At home in the West – New York native brings saltbox-style house to Nevada County
Have you ever seen a saltbox?
What goes through your mind when you hear that question? If you were an antique hound, you’d know immediately that it is an item that dates back to Colonial times. If you were an Easterner, you’d probably know that it’s a type of house.
Actually, both are right. Saltbox is an architectural style from the Colonial period based on the design of the old saltboxes colonists hung on their walls to dispense salt.
So say the McConnaughays, Peggy and Jim, who are crazy for antiques, so much so that they designed their Grass Valley-area house as a replica of a 1700s’ Farmington saltbox.
“Where I grew up (near Buffalo, N.Y.), saltbox houses were everywhere,” Peggy said. “And I knew I wanted one one day.”
It would take years, a marriage, and a move across the country to make this wish a reality. Upon early retirement for Jim from Quaker Oats in the San Francisco Bay Area, the couple knew the time had come to realize their dream home.

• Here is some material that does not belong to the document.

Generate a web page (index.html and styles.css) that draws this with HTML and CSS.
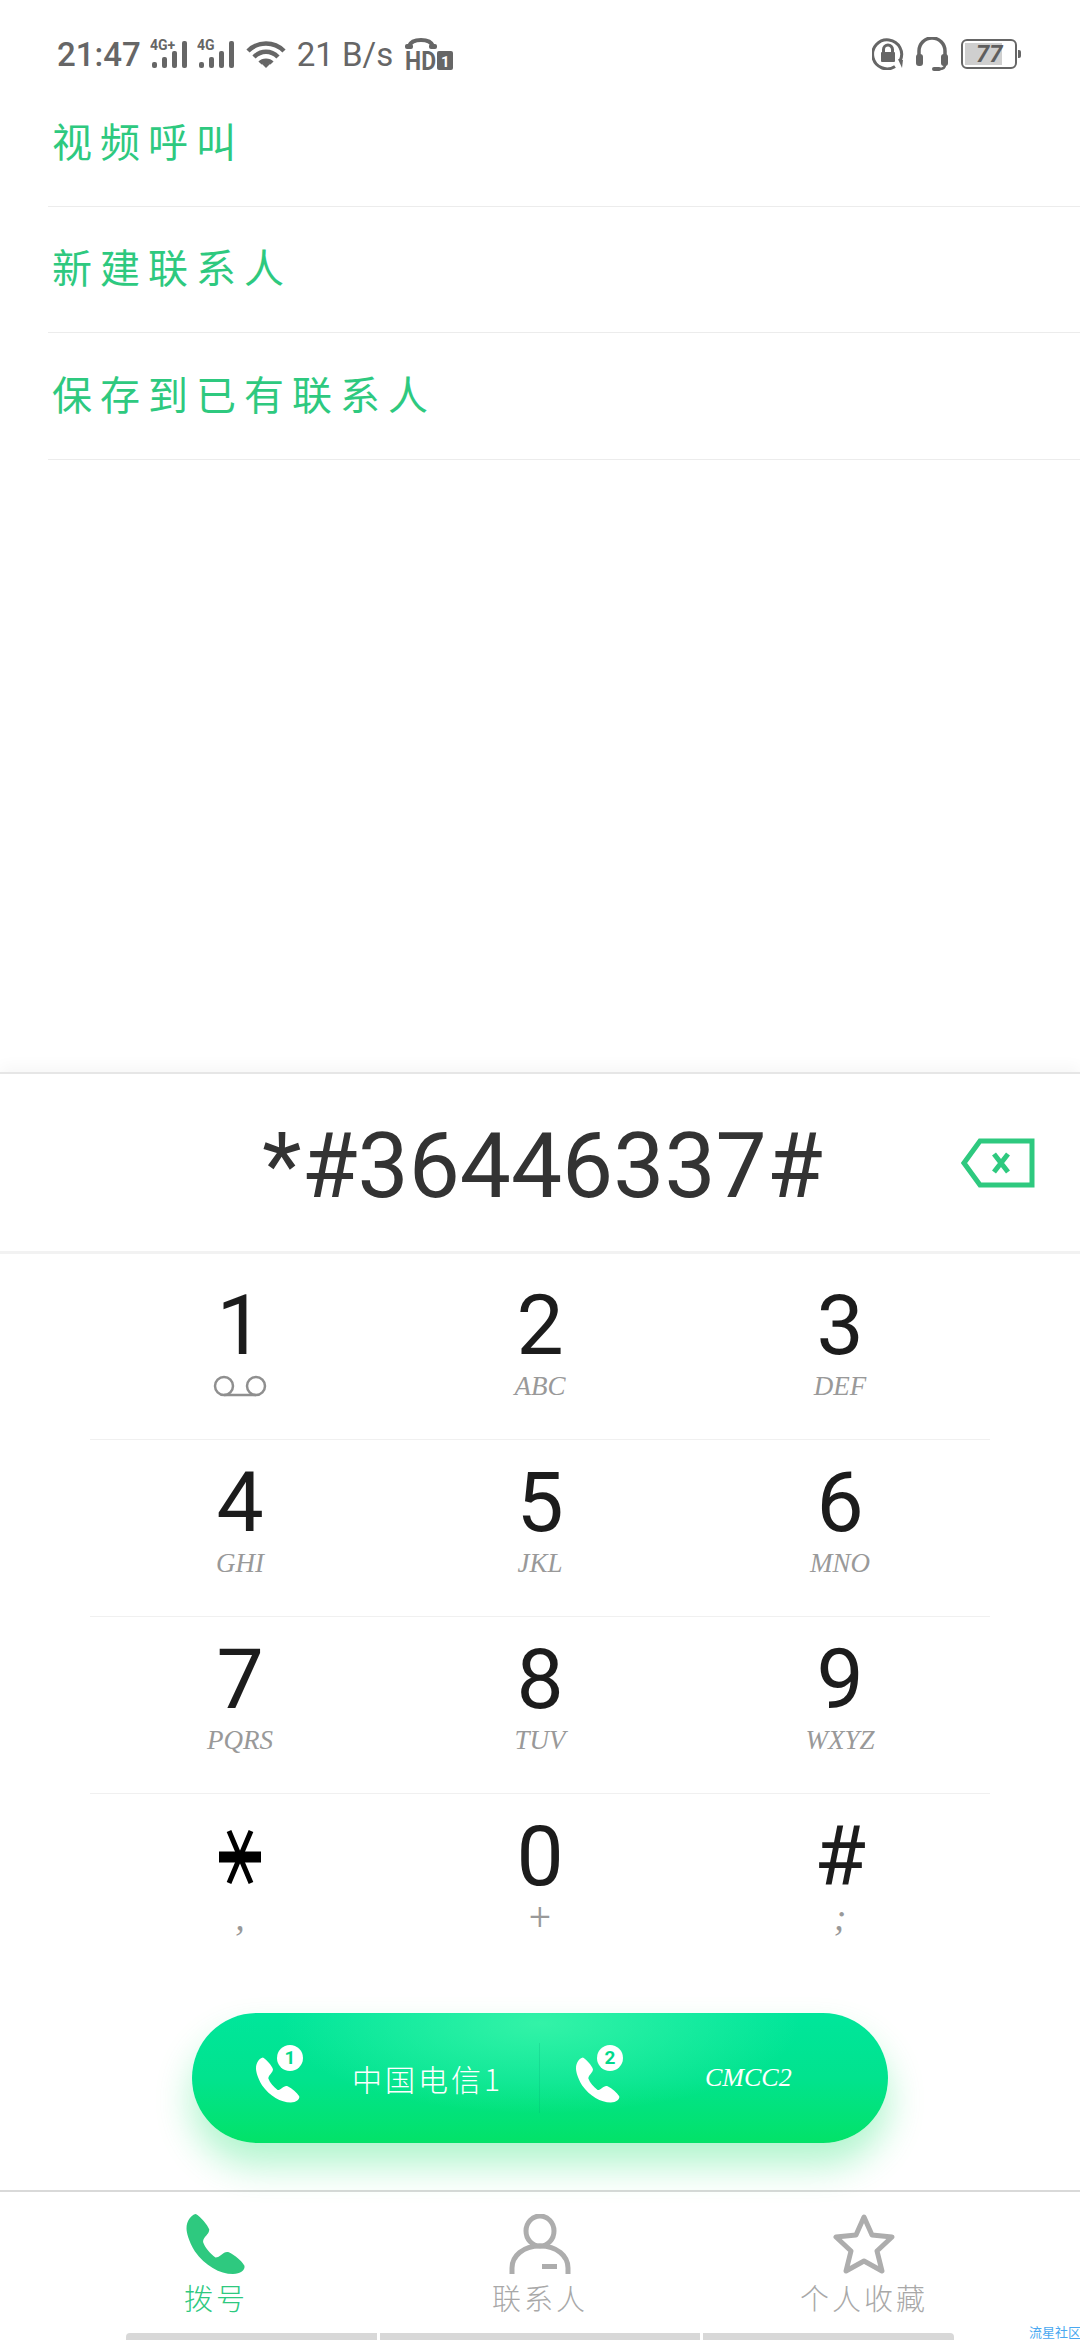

They moved their business, Country Collectibles, to Nevada County and began the lengthy process of meticulous design (10 pages of plans) and building (“We had to interview 10 contractors before we found one who would take it on,” Jim said) that would be completed in 2001.
Situated on six acres of wooded property only minutes from downtown Grass Valley, the McConnaughays’ two-story house of gray-painted cedar shakes looks so New England it seems almost out of place in California.
Symmetrical with four multipaned windows on either side of the central door and a chimney right in the center of the roof, it looks fairly small – that is, until you step inside. It’s long and narrow, like the houses of yore.
“As the family grew,” Peggy said, “they added on linearly.”
It stretches for a good, long way, with the sitting room and dining room up front, all the way to the master bedroom suite in the back.
While the actual saltbox-designed part of the house, with its distinctive roof configuration of a one-way slant, is a modest 1,200 square feet, the entire house with its two additional gables totals a comfortable 3,200 square feet.
Real antiques, as well as convincing reproductions, are everywhere in the house.
“About 75 percent (of the furnishings) are antique,” Peggy said, “which means 100 years old or more.”
Windsor chairs, a perforated metal pie saver, a 300-year-old tea table, canopied beds, portraits of unsmiling children all dressed up in their Sunday-go-to-meeting clothes and period floor coverings that include a hand-painted canvas “rug” typical of Thomas Jefferson’s day – the home is so authentically Colonial that it was featured in the Music in the Mountain’s fall 2002 home tour.
After 15 years in the antique retail business, Peggy knows where and how to find the exact item that’s needed, both for their house and the customers who come to their store in Nevada City.
There’s even more as the house tour continues. A hand-painted mural that depicts their house and its environs surrounds a walk-in fireplace – both typical of a bygone era.
Distressed wide-plank flooring is held in place with old-fashioned square nails.
“Oh, the contractors hated that,” Jim said, “because they couldn’t use a nail gun.”
The 640 panes of glass in the house would have been even more had the McConnaughays stuck with the traditional 12-by-12 paned windows (that’s 24 itsy panes in one window), but just the nightmare of having to tape them to hand-paint the casements or, worse yet, clean those tiny panes was enough to make them do 9 by 9 instead.
Even the couple’s dog, a Cavalier King Charles spaniel, harkens back in history as a breed that lounged on the laps of kings and courtiers. Today, however, Bailey is a certified therapy dog who accompanies Peggy on visits to nursing homes. Jim, on the other hand, volunteers as a fire lookout, and on the day of the interview for this story, had been watching the Stevens Fire near Colfax.
The McConnaughays tend to like their creature comforts, so they take historical accuracy just so far. After all, who would want to live without a refrigerator or electric lights?
But somehow they incorporated the modern things, such as stainless steel appliances, in ways that work. The huge TV, for instance, is behind old-looking cabinet doors. The walk-in fireplace that would have had kettles hanging in it now has a Vermont wood-burning stove. And the candles – which colonists put in their front windows to beckon travelers – are electrified for fire safety.
These days, the type of travelers the effervescent McConnaughays welcome are mostly relatives who stay in the upstairs bedrooms.
Everyone gathers in the large kitchen/gathering room area (which boasts a modern-day folk artist Warren Kimball painting) to enjoy dinner parties and the warmth of a stove that heats the entire downstairs.
The most wondrous times to see the house in all its glory, the couple says, is either in the spring, when the backyard wildflower garden explodes into color, or around the holidays when they exchange the patriotic red, white and blue bunting for beautiful holiday swags underneath each of the nine front windows, again echoing the hospitality of the 18th century that beckoned to the traveler to come in and rest a while.